◆ Written problem: Determine the number of lines in the listing below where the string "full" occurs; answer with the number alone.

◆ Provided data:

-- Start --

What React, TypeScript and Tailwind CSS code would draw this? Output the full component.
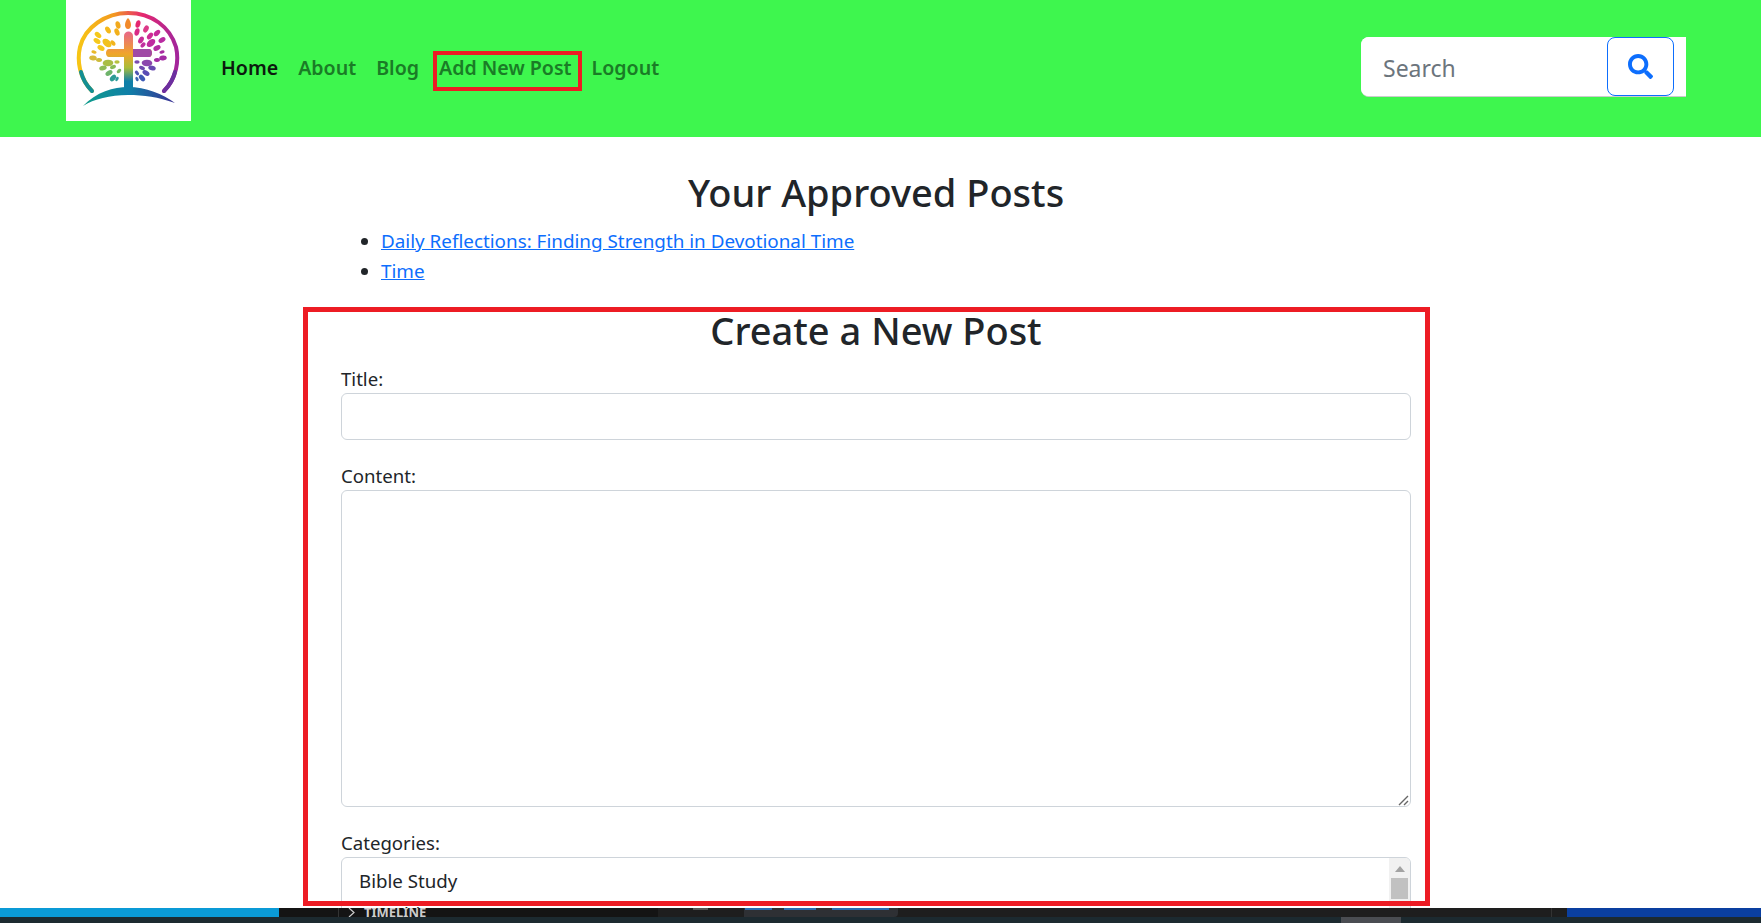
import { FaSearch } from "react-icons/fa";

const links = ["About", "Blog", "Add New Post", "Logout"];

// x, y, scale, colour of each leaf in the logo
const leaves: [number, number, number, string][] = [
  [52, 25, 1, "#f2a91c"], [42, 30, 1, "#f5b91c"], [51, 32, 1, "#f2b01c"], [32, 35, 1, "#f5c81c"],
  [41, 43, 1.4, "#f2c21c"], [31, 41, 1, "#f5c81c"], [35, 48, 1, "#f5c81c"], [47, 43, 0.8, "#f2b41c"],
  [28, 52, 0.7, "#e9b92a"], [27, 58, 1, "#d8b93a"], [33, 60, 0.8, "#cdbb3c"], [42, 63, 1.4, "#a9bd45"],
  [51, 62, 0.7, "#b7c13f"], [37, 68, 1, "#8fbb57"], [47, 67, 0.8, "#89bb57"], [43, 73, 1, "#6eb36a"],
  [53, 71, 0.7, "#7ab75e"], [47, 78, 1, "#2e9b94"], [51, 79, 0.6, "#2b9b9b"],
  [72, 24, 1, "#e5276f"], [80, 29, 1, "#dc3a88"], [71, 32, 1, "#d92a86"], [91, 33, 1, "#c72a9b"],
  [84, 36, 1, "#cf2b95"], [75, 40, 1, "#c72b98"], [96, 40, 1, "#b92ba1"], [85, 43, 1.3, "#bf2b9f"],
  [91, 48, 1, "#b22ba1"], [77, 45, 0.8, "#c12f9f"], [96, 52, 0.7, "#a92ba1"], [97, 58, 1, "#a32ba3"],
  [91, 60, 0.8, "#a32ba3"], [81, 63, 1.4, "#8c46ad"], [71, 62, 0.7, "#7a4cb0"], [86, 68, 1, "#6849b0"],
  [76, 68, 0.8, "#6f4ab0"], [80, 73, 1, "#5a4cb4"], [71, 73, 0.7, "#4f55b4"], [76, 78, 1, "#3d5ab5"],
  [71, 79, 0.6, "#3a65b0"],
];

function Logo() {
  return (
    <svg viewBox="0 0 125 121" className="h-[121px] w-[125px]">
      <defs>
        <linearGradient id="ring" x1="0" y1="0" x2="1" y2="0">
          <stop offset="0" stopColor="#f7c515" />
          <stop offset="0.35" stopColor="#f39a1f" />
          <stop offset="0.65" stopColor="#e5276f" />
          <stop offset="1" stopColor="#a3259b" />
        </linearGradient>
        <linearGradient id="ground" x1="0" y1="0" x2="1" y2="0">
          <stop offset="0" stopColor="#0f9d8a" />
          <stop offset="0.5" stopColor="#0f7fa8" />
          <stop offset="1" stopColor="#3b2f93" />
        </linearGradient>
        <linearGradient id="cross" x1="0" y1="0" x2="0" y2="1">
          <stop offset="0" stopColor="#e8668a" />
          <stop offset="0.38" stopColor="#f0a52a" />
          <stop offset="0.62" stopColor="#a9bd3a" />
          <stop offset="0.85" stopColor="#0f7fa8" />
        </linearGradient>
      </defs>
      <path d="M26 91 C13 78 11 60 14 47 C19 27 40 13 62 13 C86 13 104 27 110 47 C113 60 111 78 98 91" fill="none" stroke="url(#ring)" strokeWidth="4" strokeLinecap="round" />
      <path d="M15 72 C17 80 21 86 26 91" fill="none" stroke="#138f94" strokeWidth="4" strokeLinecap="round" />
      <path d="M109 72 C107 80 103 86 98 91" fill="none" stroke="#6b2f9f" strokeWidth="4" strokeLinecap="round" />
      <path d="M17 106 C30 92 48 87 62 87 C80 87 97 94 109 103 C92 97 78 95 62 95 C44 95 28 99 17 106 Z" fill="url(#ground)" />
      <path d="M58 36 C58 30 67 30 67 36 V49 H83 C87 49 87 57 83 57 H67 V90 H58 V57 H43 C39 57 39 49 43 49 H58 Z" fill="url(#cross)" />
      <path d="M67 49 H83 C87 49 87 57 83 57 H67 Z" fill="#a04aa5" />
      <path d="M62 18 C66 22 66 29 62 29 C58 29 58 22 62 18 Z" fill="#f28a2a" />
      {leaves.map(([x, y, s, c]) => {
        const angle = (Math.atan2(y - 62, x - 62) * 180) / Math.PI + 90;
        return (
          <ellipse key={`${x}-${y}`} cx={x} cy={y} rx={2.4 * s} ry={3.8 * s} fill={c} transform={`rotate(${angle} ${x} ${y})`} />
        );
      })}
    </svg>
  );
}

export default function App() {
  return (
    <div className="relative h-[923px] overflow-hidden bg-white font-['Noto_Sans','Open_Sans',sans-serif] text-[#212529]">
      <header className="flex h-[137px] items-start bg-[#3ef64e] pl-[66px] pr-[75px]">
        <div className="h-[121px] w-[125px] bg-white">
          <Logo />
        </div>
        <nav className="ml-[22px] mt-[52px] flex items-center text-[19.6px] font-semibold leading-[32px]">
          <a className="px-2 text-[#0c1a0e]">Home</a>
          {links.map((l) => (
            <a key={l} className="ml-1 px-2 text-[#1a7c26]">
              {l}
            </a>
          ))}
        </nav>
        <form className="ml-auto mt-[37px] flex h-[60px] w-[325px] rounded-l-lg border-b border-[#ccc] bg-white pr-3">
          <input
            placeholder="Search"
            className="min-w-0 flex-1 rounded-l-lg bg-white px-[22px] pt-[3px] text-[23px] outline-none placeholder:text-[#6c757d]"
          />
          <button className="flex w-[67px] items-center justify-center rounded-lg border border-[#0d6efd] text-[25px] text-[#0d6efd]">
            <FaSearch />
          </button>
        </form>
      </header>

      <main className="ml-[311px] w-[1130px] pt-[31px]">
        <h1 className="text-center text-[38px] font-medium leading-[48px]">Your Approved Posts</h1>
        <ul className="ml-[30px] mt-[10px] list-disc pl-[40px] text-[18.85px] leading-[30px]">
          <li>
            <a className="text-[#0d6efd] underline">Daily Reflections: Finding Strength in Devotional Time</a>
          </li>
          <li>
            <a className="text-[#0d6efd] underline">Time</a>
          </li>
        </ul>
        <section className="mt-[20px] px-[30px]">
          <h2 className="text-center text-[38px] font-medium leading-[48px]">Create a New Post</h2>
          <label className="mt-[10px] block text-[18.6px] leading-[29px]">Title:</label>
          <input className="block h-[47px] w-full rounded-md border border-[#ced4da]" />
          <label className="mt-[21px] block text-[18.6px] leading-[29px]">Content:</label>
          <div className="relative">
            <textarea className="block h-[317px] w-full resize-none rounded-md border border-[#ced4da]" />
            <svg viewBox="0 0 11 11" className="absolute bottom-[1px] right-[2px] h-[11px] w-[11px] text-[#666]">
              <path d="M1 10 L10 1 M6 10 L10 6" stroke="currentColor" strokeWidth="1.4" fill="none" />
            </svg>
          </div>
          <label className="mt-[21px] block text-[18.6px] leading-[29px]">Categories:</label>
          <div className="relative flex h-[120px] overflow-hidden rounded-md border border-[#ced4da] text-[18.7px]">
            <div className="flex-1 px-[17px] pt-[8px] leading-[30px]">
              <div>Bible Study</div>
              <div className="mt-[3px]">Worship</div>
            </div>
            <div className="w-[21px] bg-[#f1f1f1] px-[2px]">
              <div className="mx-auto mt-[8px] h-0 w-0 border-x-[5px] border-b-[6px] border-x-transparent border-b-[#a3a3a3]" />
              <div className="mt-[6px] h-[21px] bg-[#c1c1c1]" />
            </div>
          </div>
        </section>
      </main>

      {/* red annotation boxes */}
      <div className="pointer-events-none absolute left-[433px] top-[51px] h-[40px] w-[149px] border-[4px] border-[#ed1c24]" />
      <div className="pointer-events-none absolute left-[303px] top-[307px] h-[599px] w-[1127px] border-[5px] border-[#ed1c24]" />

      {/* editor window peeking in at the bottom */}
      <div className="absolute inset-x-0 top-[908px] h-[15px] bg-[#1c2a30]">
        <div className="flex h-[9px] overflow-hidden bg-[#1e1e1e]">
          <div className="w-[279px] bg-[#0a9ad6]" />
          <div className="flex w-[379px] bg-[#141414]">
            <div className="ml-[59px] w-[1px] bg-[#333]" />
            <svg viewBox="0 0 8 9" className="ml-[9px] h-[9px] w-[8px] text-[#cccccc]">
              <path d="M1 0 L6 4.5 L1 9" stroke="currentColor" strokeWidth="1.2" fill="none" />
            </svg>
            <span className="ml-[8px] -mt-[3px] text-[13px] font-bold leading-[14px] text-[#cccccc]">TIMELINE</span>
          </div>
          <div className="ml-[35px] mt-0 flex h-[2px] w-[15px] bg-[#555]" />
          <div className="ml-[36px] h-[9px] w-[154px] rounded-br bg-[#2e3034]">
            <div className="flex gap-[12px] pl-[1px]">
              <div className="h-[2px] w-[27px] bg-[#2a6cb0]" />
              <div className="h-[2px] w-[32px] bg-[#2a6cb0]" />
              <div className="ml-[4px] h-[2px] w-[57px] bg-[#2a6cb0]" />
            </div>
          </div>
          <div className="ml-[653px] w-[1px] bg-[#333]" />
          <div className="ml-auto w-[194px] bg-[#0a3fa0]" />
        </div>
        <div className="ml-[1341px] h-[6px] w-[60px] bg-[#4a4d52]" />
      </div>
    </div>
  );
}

-- End --

◆ Solution for this task: 3